General: US hikes surveillance on Pakistan border
WASHINGTON (AP) -- The top U.S. military commander in Afghanistan says the U.S. has increased its surveillance over the Afghan-Pakistani border since Pakistan began pounding a militant stronghold with airstrikes, but so far officials have not seen any militants fleeing the latest offensive.
Marine Gen. Joseph Dunford told The Associated Press in an interview that the U.S. was not coordinating military operations with Pakistan along the border, but officials have increased the amount of intelligence-sharing with the Afghans. He said the Afghan troops and U.S. forces in that region were ready for any effects of the strikes, including extremists seeking refuge in Afghanistan.
The U.S. has long pressed Pakistan to root out Taliban militants who have found safe haven in the lawless tribal region of North Waziristan, along the Afghan border, and used it as a staging area to launch attacks against Afghan and NATO forces in Afghanistan. Dunford said officials have seen Pakistani families crossing the border to escape the military airstrikes that have pounded the country’s northwest since Sunday.
"The Afghan forces as well as our forces are fully prepared to deal with the second-order effects of the Pakistani operations in North Waziristan," Dunford said in an interview from Afghanistan. He added that officials were still trying to determine how many Pakistani families have fled into Afghanistan to escape the violence, but it was difficult because many relocate to families in the southeast and northeast.
More broadly, Dunford expressed increased confidence in the Afghan security forces, and said he did not believe that the military collapse playing out in Iraq would occur in Afghanistan once U.S. combat troops leave.
He said the U.S. fully expects to get a bilateral security agreement with Afghanistan’s government that will allow up to 14,000 U.S. and NATO troops to remain in the country next year to advise the Afghans and conduct counterterrorism missions. The U.S. left Iraq after the government in Baghdad refused to agree on a security arrangement.
"I don’t see, at least today, the divisive politics that obviously resulted in the situation in Iraq playing out here in Afghanistan," said Dunford. "We’re encouraged by the fact that we will have a bilateral security agreement. I’m encouraged by the fact that we have multiethnic (presidential) tickets."

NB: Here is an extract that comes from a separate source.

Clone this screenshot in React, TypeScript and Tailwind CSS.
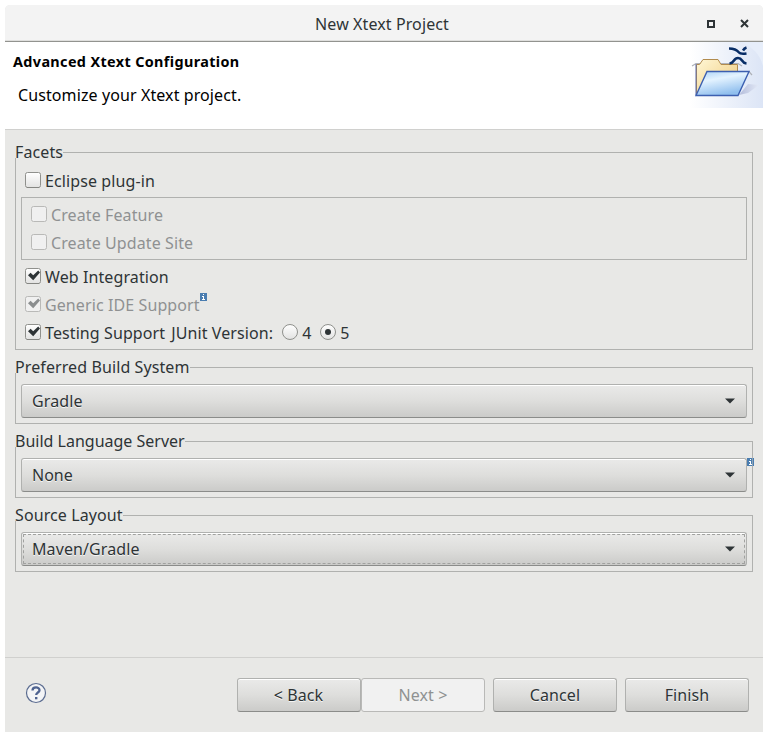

Sunni militants are advancing across Iraq, taking control of several cities in the north and moving toward Baghdad, while roiling Sunni-Shiite ethnic tensions. In the face of the brutal al-Qaida-linked Islamic State of Iraq and the Levant, some Iraqi security forces have fled.
The failure of the Iraqi troops to hold off the ISIL, just three years after American troops left the country after eight years or war, has led some U.S. leaders to question whether the same slide into chaos and insurgent control will happen in Afghanistan.
Dunford said that while Afghan military leaders at times expressed frustration with President Hamid Karzai, including his decisions to limit close air support missions or other partnered operations with NATO troops, "not once was there a hint that they wouldn’t follow his direction."
Noting the deteriorating situation in Iraq, Sen. John McCain, R-Ariz., said President Barack Obama was "about to make the same mistake in Afghanistan he made in Iraq."
Asked what can be done to prevent that from happening, Dunford said the U.S. and NATO need a signed security agreement so they can continue to train and advise the Afghan security forces, and the next president "needs to have an inclusive government" and reach out to all the ethnic groups in the country.
He said there was less violence during Afghanistan’s runoff presidential election over the weekend than during the initial voting in April. And he added that, overall, the level of violence in Afghanistan this month is lower than the same time last year.
"What we’ve seen is that the Taliban have been unable, right now, to maintain any kind of momentum against the Afghan security forces," said Dunford. "What’s remarkable about that is, number one, the Afghan forces are in the lead and not us. And, second, the Taliban indicated a very strong intent to disrupt the elections and to increase the level of violence prior to the elections, and we simply didn’t see any surge in violence."
He added that there was growing divisiveness and frustration among the Taliban.
"We’ve seen some mistrust develop between the Taliban senior leadership and the rank-and-file fighters out in the provinces," Dunford said. "I think the morale of Taliban fighters has been affected adversely as a result of the lack of success."
The U.S. has announced it will leave about 9,800 troops in Afghanistan at the end of this year. Of those, 8,000 will train and advise the Afghans, and the rest would conduct counterterror operations. NATO countries will contribute another 4,000 or more troops.